I won a R750000 Mercedes sports car this week! I really did…well that is what the sms message on my phone told me. I had won it at a German motor show that I never attended and to collect my prize all I had to do was call a number in Kenya!
I had a cousin and his entire family killed in the Twin Towers bombing in 2001.He had left me his entire fortune and to collect that I needed to urgently contact a number in Nigeria and on payment of a “fee” the money would be transferred into my account. Number 419 is the Nigerian law that prohibits this type of scam!
I usually delete these emails without reading them, but every now and then I wonder if it might be true that I have won £7m in some Lotto to which I never bought a ticket. There is always that flicker of hope…
So, truth be told, I don’t really have the car or my non-existent cousins money.

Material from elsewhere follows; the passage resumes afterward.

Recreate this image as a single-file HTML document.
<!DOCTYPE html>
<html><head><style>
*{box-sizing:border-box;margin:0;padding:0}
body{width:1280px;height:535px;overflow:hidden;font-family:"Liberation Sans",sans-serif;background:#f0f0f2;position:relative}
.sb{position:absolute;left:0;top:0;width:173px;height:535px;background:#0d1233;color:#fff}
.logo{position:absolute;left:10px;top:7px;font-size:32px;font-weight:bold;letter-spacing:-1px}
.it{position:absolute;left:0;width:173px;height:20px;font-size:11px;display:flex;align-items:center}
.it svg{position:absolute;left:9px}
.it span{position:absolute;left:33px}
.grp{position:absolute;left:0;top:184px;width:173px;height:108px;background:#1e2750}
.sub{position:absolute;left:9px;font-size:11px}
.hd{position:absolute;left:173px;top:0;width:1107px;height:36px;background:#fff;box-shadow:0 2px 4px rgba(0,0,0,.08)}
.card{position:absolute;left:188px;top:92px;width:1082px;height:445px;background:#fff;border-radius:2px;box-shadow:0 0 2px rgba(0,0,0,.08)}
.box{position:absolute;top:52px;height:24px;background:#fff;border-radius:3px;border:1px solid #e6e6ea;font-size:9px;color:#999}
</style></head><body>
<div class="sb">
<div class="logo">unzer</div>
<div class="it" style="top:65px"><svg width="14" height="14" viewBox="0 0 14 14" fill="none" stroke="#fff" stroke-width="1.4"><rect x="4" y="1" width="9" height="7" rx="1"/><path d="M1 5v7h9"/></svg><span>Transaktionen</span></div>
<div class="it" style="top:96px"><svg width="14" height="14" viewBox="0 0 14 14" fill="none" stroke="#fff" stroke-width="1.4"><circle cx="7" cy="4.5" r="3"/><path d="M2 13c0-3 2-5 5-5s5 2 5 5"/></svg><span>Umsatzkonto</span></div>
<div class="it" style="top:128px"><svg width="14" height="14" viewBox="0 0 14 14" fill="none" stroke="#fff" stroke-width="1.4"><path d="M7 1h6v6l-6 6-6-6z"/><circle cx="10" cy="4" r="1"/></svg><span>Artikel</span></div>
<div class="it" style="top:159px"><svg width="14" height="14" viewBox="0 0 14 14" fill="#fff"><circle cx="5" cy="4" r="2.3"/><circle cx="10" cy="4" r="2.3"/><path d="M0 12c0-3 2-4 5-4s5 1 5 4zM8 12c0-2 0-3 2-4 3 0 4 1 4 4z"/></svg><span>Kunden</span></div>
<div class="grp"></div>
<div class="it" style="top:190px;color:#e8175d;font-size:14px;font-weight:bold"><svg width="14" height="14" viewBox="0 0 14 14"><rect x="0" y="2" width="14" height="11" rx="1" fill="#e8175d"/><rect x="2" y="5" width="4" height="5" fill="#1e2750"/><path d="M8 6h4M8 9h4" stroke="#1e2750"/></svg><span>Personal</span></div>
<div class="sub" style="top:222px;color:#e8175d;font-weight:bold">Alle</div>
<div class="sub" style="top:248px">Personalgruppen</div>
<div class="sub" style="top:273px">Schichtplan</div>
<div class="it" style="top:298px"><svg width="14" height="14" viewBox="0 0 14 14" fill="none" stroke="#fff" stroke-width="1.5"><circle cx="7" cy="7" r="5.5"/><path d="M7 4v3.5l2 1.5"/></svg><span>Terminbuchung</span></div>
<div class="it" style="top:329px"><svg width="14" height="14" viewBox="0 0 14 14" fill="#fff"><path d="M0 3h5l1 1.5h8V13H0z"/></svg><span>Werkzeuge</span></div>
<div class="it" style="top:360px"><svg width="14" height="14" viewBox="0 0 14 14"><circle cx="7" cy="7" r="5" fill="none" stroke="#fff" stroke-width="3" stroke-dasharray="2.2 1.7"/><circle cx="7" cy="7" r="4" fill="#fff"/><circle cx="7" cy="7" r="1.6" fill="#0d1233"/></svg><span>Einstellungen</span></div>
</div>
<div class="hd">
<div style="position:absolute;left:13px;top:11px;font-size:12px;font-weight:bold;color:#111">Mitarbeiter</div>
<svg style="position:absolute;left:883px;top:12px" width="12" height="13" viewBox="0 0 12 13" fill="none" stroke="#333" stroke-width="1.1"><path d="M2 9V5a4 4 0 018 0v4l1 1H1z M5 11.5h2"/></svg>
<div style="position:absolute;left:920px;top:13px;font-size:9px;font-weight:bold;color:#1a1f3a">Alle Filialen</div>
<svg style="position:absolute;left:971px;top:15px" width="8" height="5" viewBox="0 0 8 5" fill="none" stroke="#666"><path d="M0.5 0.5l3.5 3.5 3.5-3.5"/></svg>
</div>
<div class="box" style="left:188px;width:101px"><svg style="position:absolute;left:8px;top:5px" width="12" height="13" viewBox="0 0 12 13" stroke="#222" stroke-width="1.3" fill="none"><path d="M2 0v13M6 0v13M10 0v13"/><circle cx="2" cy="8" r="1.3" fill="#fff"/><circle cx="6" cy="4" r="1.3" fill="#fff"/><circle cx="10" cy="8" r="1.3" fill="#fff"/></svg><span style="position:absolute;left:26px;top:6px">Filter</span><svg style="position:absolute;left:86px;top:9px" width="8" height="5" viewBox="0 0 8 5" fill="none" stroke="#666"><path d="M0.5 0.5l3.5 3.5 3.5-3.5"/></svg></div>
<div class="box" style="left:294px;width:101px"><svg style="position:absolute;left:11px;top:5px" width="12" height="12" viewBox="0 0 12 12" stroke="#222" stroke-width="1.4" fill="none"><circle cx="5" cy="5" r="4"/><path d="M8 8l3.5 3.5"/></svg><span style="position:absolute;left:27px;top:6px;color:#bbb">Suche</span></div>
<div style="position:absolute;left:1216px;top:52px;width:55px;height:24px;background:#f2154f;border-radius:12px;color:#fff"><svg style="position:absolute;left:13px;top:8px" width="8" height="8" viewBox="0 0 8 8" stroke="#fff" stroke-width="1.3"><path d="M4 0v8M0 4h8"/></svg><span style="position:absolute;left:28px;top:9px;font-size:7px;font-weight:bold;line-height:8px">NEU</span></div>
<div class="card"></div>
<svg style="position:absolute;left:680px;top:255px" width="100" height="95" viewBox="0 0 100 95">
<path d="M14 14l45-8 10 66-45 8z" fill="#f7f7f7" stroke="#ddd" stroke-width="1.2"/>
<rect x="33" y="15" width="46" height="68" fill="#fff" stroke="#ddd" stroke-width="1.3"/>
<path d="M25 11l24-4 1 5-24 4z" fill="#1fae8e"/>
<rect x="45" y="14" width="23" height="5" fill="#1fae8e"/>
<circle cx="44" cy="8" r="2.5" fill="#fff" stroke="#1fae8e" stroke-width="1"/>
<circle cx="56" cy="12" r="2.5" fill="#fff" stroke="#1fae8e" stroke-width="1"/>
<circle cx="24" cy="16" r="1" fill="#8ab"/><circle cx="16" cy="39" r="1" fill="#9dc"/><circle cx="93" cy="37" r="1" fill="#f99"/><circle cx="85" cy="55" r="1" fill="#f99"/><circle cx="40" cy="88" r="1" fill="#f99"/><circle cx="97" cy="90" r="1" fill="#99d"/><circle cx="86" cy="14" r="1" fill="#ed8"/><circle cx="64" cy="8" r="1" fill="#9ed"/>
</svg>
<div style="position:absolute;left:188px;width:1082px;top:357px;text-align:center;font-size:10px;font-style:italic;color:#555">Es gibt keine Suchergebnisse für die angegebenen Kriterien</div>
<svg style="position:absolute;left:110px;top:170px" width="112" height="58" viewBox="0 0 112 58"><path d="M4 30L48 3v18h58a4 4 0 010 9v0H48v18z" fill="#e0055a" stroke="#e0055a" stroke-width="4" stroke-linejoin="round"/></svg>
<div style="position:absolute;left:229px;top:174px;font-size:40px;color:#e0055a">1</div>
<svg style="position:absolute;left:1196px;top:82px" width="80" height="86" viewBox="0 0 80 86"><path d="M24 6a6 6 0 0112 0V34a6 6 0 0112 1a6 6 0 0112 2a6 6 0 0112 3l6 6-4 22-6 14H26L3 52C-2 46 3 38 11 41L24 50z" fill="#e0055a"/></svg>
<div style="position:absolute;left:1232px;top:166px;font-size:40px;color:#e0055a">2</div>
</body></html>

However there are many people both locally and internationally who are caught in theses sort of scams, and they usually do not end well for the participants. Trust me, there are no free lunches.
How many of us have given money to women with crying babies saying that they need money for nappies or milk?
Or the breathless young woman in a car park to ask for me help with petrol money, and she did this twice on the same day!
A man who said that he had just been released from prison and needed train money to get home to Germiston stopped me in downtown Jozi. The next day he accosted me again and told me the very same story…when I asked him if he had spent the previous night in goal he became abusive. Do these con-artists not remember whom they approach?
But in a perverse way you have to admire the capacity they have to invent stories.
There was a woman in the Northern suburbs who would be seen plying her “craft” in mall car parks however once she saw that she had been mentioned in the local papers, she disappeared and then re-surfaced a few months later in a different suburb with a slightly altered story.
You have to admire her tenacity.
Can this untapped creativity not be harnessed and used for the betterment of the people concerned?
I recently noticed a harassed looking man at a robot with a broken fan belt in one hand and a set of car keys in the other. Using these ‘props’ to explain his predicament he tried to elicit money from motorists.
I did feel sorry for him the first time I saw him, but when he was there the second day I realized what his scam was.
These people and their stories are part of the rich tapestry of Jozi.
Applaud their ingenuity, but remember… If it walks like a duck and quacks like a duck, it’s a duck!